◆ **SET TASK**: Give back the full listing, character for character, with no pictures.

##### GIVEN INFORMATION #####

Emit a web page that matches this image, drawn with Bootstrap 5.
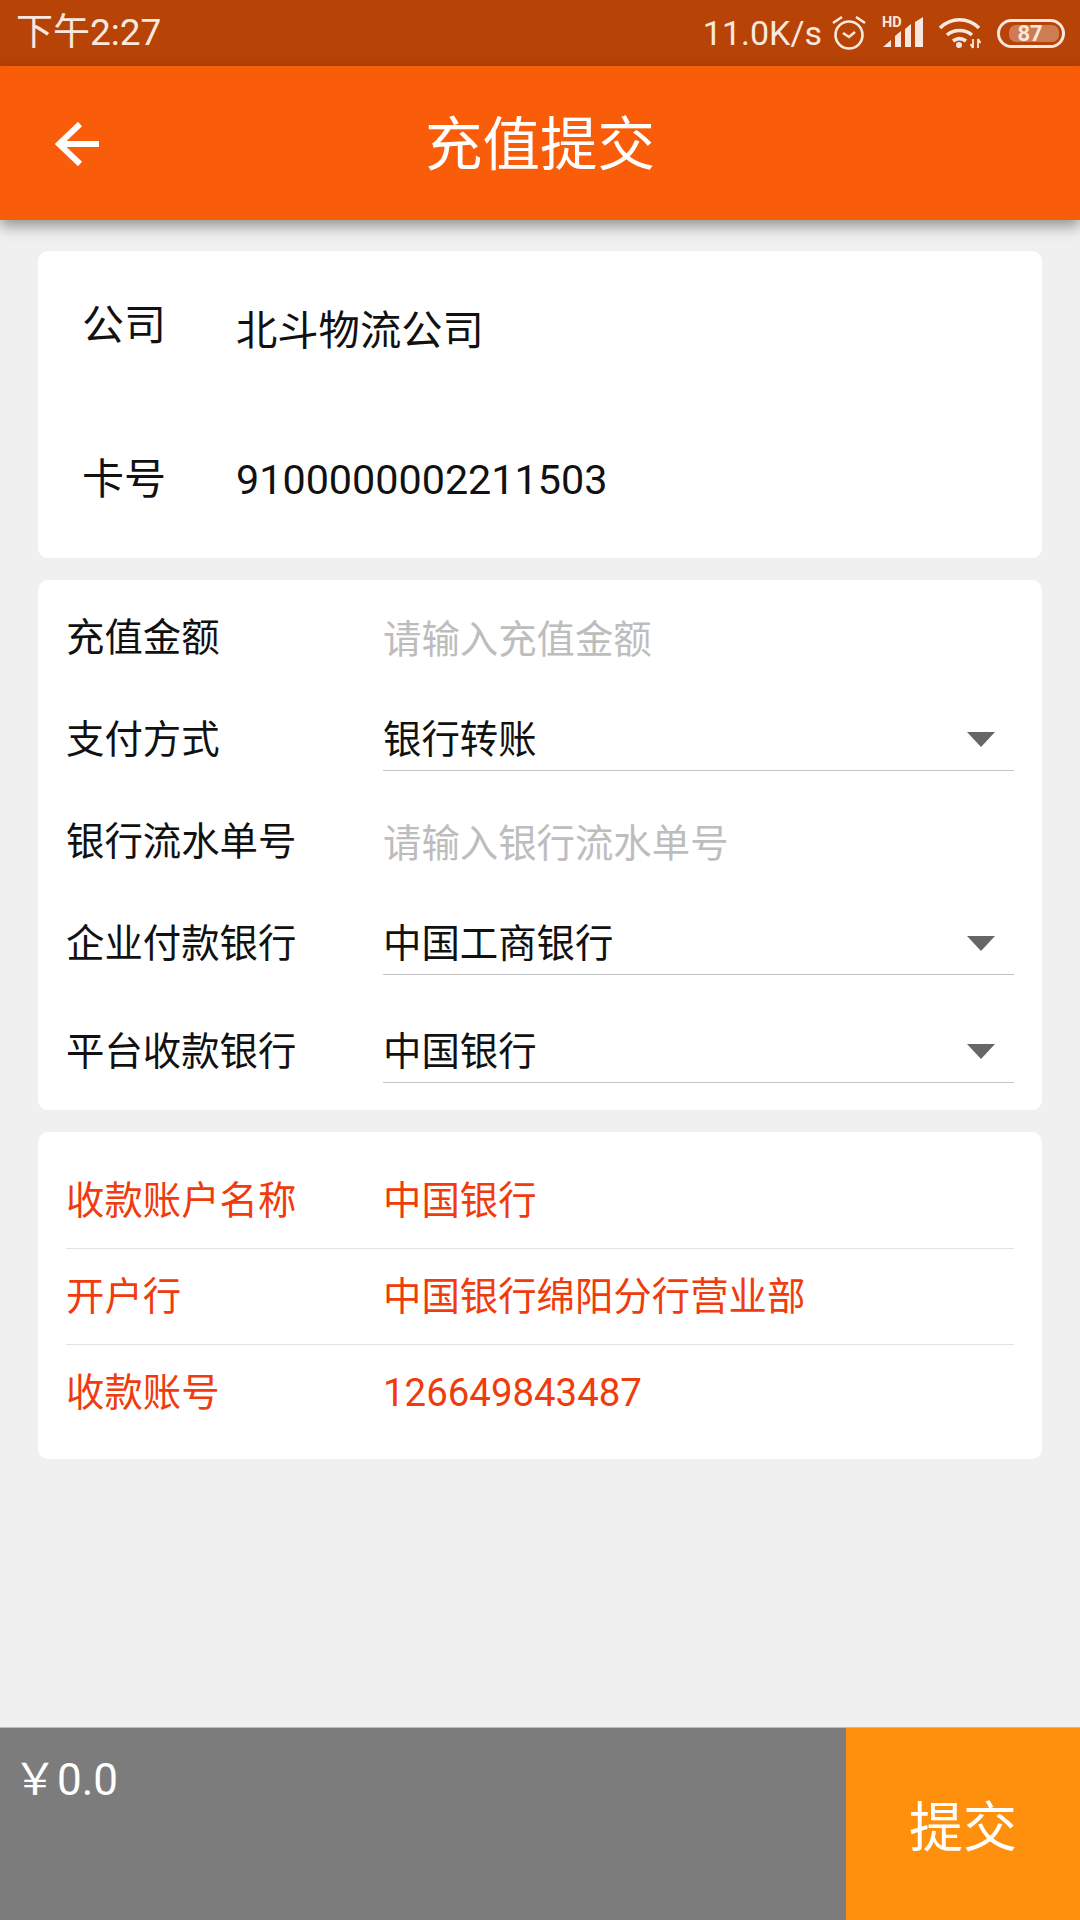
<!DOCTYPE html>
<html lang="zh">
<head>
    <meta charset="UTF-8">
    <meta name="viewport" content="width=device-width, initial-scale=1.0">
    <title>充值提交</title>
    <link href="https://cdn.jsdelivr.net/npm/bootstrap@5.3.0/dist/css/bootstrap.min.css" rel="stylesheet">
    <style>
        body { background: #f0f0f0; font-family: Roboto, "Noto Sans CJK SC", sans-serif; color: #111; }
        .app-page { width: 1080px; height: 1920px; overflow: hidden; }
        .status-row { height: 66px; background: #b74306; color: #f8e8df; font-size: 37px; padding: 0 15px 0 16px; }
        .status-icons { gap: 16px; }
        .status-speed { font-size: 34px; margin-right: 10px; }
        .status-hd { margin-bottom: 5px; }
        .tool-row { height: 154px; padding-top: 5px; background: #f95d0a; color: #fff; box-shadow: 0 6px 14px rgba(0,0,0,.4); z-index: 2; }
        .tool-back { left: 55px; top: 56px; }
        .tool-title { font-size: 57.5px; line-height: 1; }
        .panel-box { background: #fff; border-radius: 10px; margin: 0 38px; }
        .panel-one { margin-top: 31px; height: 307px; padding: 45px 0 0 44px; }
        .panel-two { margin-top: 22px; height: 530px; padding: 33px 28px 0; }
        .panel-three { margin-top: 22px; height: 327px; padding: 21px 28px 0; color: #f03c0c; }
        .firm-row { font-size: 42px; line-height: 60px; }
        .firm-row + .firm-row { margin-top: 89px; }
        .firm-label { width: 154px; }
        .firm-value { font-size: 41.3px; margin-top: 5px; }
        .firm-row + .firm-row .firm-value { margin-top: 0; }
        .form-line { font-size: 38.4px; line-height: 50px; height: 102px; }
        .form-line:last-child { margin-top: 6px; }
        .form-label-col { width: 317px; flex: none; }
        .form-field { flex: 1; display: flex; justify-content: space-between; align-items: flex-start; }
        .field-hint { color: #bdbdbd; margin-top: 2px; }
        .field-under { height: 56px; border-bottom: 1px solid #c4c4c4; }
        .drop-tip { width: 0; height: 0; border-left: 14px solid transparent; border-right: 14px solid transparent; border-top: 15px solid #666; margin: 17px 19px 0 0; }
        .info-line { font-size: 38.4px; line-height: 50px; height: 96px; border-bottom: 1px solid #e4e4e4; }
        .info-line:last-child { border-bottom: 0; }
        .foot-row { height: 193px; margin-top: auto; border-top: 1px solid #bdbdbd; }
        .foot-sum { flex: 1; background: #7c7c7c; color: #fff; font-size: 44px; line-height: 1; padding: 30px 0 0 13px; }
        .foot-btn { width: 234px; background: #ff900e; color: #fff; font-size: 54px; border: 0; border-radius: 0; padding: 8px 0 0; }
    </style>
</head>
<body class="m-0">
    <div class="app-page d-flex flex-column">
        <div class="status-row d-flex justify-content-between align-items-center">
            <span>下午2:27</span>
            <div class="d-flex align-items-center">
                <span class="status-speed">11.0K/s</span>
                <div class="status-icons d-flex align-items-center">
                    <!-- alarm -->
                    <svg width="34" height="34" viewBox="0 0 34 34" fill="none" stroke="#f8e8df" stroke-width="2.6">
                        <circle cx="17" cy="19" r="13.5"/>
                        <path d="M11 17l6 4 6-5M1 7l9-6M33 7l-9-6"/>
                    </svg>
                    <!-- hd signal -->
                    <svg class="status-hd" width="41" height="35" viewBox="0 0 41 35" fill="#f8e8df">
                        <text x="0" y="14" font-size="14.5" font-weight="700" font-family="Roboto">HD</text>
                        <path d="M1 34l8-7v7zM13 34V23l6-5v16zM23 34V16l6-5v23zM33 34V9l8-5v30z"/>
                    </svg>
                    <!-- wifi -->
                    <svg width="42" height="32" viewBox="0 0 42 32" fill="none" stroke="#f8e8df" stroke-width="3.6">
                        <path d="M1 11C12 0 29 0 40 11M8 18c7-6 18-6 25 0M14 24c4-3 9-3 13 0"/>
                        <circle cx="20" cy="28" r="3" fill="#f8e8df" stroke="none"/>
                        <path d="M34 22v9M31.5 27l2.5 4M39 31v-9M41.5 26L39 22" stroke-width="1.8"/>
                    </svg>
                    <!-- battery -->
                    <svg width="68" height="29" viewBox="0 0 68 29">
                        <rect x="1.5" y="1.5" width="65" height="26" rx="13" fill="none" stroke="#f8e8df" stroke-width="3"/>
                        <rect x="12" y="6" width="50" height="17" rx="7" fill="#f8e8df" opacity=".35"/>
                        <text x="33" y="22" text-anchor="middle" font-size="22" font-weight="700" font-family="Roboto" fill="#f8e8df">87</text>
                    </svg>
                </div>
            </div>
        </div>
        <div class="tool-row position-relative d-flex align-items-center justify-content-center">
            <svg class="tool-back position-absolute" width="44" height="44" viewBox="0 0 44 44" fill="none" stroke="#fff" stroke-width="6">
                <path d="M44 22H4M25 2L4 22l21 20"/>
            </svg>
            <span class="tool-title">充值提交</span>
        </div>

        <div class="panel-box panel-one">
            <div class="firm-row d-flex"><span class="firm-label">公司</span><span class="firm-value">北斗物流公司</span></div>
            <div class="firm-row d-flex"><span class="firm-label">卡号</span><span class="firm-value">9100000002211503</span></div>
        </div>

        <div class="panel-box panel-two">
            <div class="form-line d-flex"><span class="form-label-col">充值金额</span><span class="form-field field-hint">请输入充值金额</span></div>
            <div class="form-line d-flex"><span class="form-label-col">支付方式</span><span class="form-field field-under">银行转账<i class="drop-tip"></i></span></div>
            <div class="form-line d-flex"><span class="form-label-col">银行流水单号</span><span class="form-field field-hint">请输入银行流水单号</span></div>
            <div class="form-line d-flex"><span class="form-label-col">企业付款银行</span><span class="form-field field-under">中国工商银行<i class="drop-tip"></i></span></div>
            <div class="form-line d-flex"><span class="form-label-col">平台收款银行</span><span class="form-field field-under">中国银行<i class="drop-tip"></i></span></div>
        </div>

        <div class="panel-box panel-three">
            <div class="info-line d-flex align-items-center"><span class="form-label-col">收款账户名称</span><span>中国银行</span></div>
            <div class="info-line d-flex align-items-center"><span class="form-label-col">开户行</span><span>中国银行绵阳分行营业部</span></div>
            <div class="info-line d-flex align-items-center"><span class="form-label-col">收款账号</span><span>126649843487</span></div>
        </div>

        <div class="foot-row d-flex">
            <div class="foot-sum">&#xFFE5;0.0</div>
            <button class="foot-btn btn" type="button">提交</button>
        </div>
    </div>
</body>
</html>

#####

◆ **ANSWER FOR THE TASK**:
Emit a web page that matches this image, drawn with Bootstrap 5.
<!DOCTYPE html>
<html lang="zh">
<head>
    <meta charset="UTF-8">
    <meta name="viewport" content="width=device-width, initial-scale=1.0">
    <title>充值提交</title>
    <link href="https://cdn.jsdelivr.net/npm/bootstrap@5.3.0/dist/css/bootstrap.min.css" rel="stylesheet">
    <style>
        body { background: #f0f0f0; font-family: Roboto, "Noto Sans CJK SC", sans-serif; color: #111; }
        .app-page { width: 1080px; height: 1920px; overflow: hidden; }
        .status-row { height: 66px; background: #b74306; color: #f8e8df; font-size: 37px; padding: 0 15px 0 16px; }
        .status-icons { gap: 16px; }
        .status-speed { font-size: 34px; margin-right: 10px; }
        .status-hd { margin-bottom: 5px; }
        .tool-row { height: 154px; padding-top: 5px; background: #f95d0a; color: #fff; box-shadow: 0 6px 14px rgba(0,0,0,.4); z-index: 2; }
        .tool-back { left: 55px; top: 56px; }
        .tool-title { font-size: 57.5px; line-height: 1; }
        .panel-box { background: #fff; border-radius: 10px; margin: 0 38px; }
        .panel-one { margin-top: 31px; height: 307px; padding: 45px 0 0 44px; }
        .panel-two { margin-top: 22px; height: 530px; padding: 33px 28px 0; }
        .panel-three { margin-top: 22px; height: 327px; padding: 21px 28px 0; color: #f03c0c; }
        .firm-row { font-size: 42px; line-height: 60px; }
        .firm-row + .firm-row { margin-top: 89px; }
        .firm-label { width: 154px; }
        .firm-value { font-size: 41.3px; margin-top: 5px; }
        .firm-row + .firm-row .firm-value { margin-top: 0; }
        .form-line { font-size: 38.4px; line-height: 50px; height: 102px; }
        .form-line:last-child { margin-top: 6px; }
        .form-label-col { width: 317px; flex: none; }
        .form-field { flex: 1; display: flex; justify-content: space-between; align-items: flex-start; }
        .field-hint { color: #bdbdbd; margin-top: 2px; }
        .field-under { height: 56px; border-bottom: 1px solid #c4c4c4; }
        .drop-tip { width: 0; height: 0; border-left: 14px solid transparent; border-right: 14px solid transparent; border-top: 15px solid #666; margin: 17px 19px 0 0; }
        .info-line { font-size: 38.4px; line-height: 50px; height: 96px; border-bottom: 1px solid #e4e4e4; }
        .info-line:last-child { border-bottom: 0; }
        .foot-row { height: 193px; margin-top: auto; border-top: 1px solid #bdbdbd; }
        .foot-sum { flex: 1; background: #7c7c7c; color: #fff; font-size: 44px; line-height: 1; padding: 30px 0 0 13px; }
        .foot-btn { width: 234px; background: #ff900e; color: #fff; font-size: 54px; border: 0; border-radius: 0; padding: 8px 0 0; }
    </style>
</head>
<body class="m-0">
    <div class="app-page d-flex flex-column">
        <div class="status-row d-flex justify-content-between align-items-center">
            <span>下午2:27</span>
            <div class="d-flex align-items-center">
                <span class="status-speed">11.0K/s</span>
                <div class="status-icons d-flex align-items-center">
                    <!-- alarm -->
                    <svg width="34" height="34" viewBox="0 0 34 34" fill="none" stroke="#f8e8df" stroke-width="2.6">
                        <circle cx="17" cy="19" r="13.5"/>
                        <path d="M11 17l6 4 6-5M1 7l9-6M33 7l-9-6"/>
                    </svg>
                    <!-- hd signal -->
                    <svg class="status-hd" width="41" height="35" viewBox="0 0 41 35" fill="#f8e8df">
                        <text x="0" y="14" font-size="14.5" font-weight="700" font-family="Roboto">HD</text>
                        <path d="M1 34l8-7v7zM13 34V23l6-5v16zM23 34V16l6-5v23zM33 34V9l8-5v30z"/>
                    </svg>
                    <!-- wifi -->
                    <svg width="42" height="32" viewBox="0 0 42 32" fill="none" stroke="#f8e8df" stroke-width="3.6">
                        <path d="M1 11C12 0 29 0 40 11M8 18c7-6 18-6 25 0M14 24c4-3 9-3 13 0"/>
                        <circle cx="20" cy="28" r="3" fill="#f8e8df" stroke="none"/>
                        <path d="M34 22v9M31.5 27l2.5 4M39 31v-9M41.5 26L39 22" stroke-width="1.8"/>
                    </svg>
                    <!-- battery -->
                    <svg width="68" height="29" viewBox="0 0 68 29">
                        <rect x="1.5" y="1.5" width="65" height="26" rx="13" fill="none" stroke="#f8e8df" stroke-width="3"/>
                        <rect x="12" y="6" width="50" height="17" rx="7" fill="#f8e8df" opacity=".35"/>
                        <text x="33" y="22" text-anchor="middle" font-size="22" font-weight="700" font-family="Roboto" fill="#f8e8df">87</text>
                    </svg>
                </div>
            </div>
        </div>
        <div class="tool-row position-relative d-flex align-items-center justify-content-center">
            <svg class="tool-back position-absolute" width="44" height="44" viewBox="0 0 44 44" fill="none" stroke="#fff" stroke-width="6">
                <path d="M44 22H4M25 2L4 22l21 20"/>
            </svg>
            <span class="tool-title">充值提交</span>
        </div>

        <div class="panel-box panel-one">
            <div class="firm-row d-flex"><span class="firm-label">公司</span><span class="firm-value">北斗物流公司</span></div>
            <div class="firm-row d-flex"><span class="firm-label">卡号</span><span class="firm-value">9100000002211503</span></div>
        </div>

        <div class="panel-box panel-two">
            <div class="form-line d-flex"><span class="form-label-col">充值金额</span><span class="form-field field-hint">请输入充值金额</span></div>
            <div class="form-line d-flex"><span class="form-label-col">支付方式</span><span class="form-field field-under">银行转账<i class="drop-tip"></i></span></div>
            <div class="form-line d-flex"><span class="form-label-col">银行流水单号</span><span class="form-field field-hint">请输入银行流水单号</span></div>
            <div class="form-line d-flex"><span class="form-label-col">企业付款银行</span><span class="form-field field-under">中国工商银行<i class="drop-tip"></i></span></div>
            <div class="form-line d-flex"><span class="form-label-col">平台收款银行</span><span class="form-field field-under">中国银行<i class="drop-tip"></i></span></div>
        </div>

        <div class="panel-box panel-three">
            <div class="info-line d-flex align-items-center"><span class="form-label-col">收款账户名称</span><span>中国银行</span></div>
            <div class="info-line d-flex align-items-center"><span class="form-label-col">开户行</span><span>中国银行绵阳分行营业部</span></div>
            <div class="info-line d-flex align-items-center"><span class="form-label-col">收款账号</span><span>126649843487</span></div>
        </div>

        <div class="foot-row d-flex">
            <div class="foot-sum">&#xFFE5;0.0</div>
            <button class="foot-btn btn" type="button">提交</button>
        </div>
    </div>
</body>
</html>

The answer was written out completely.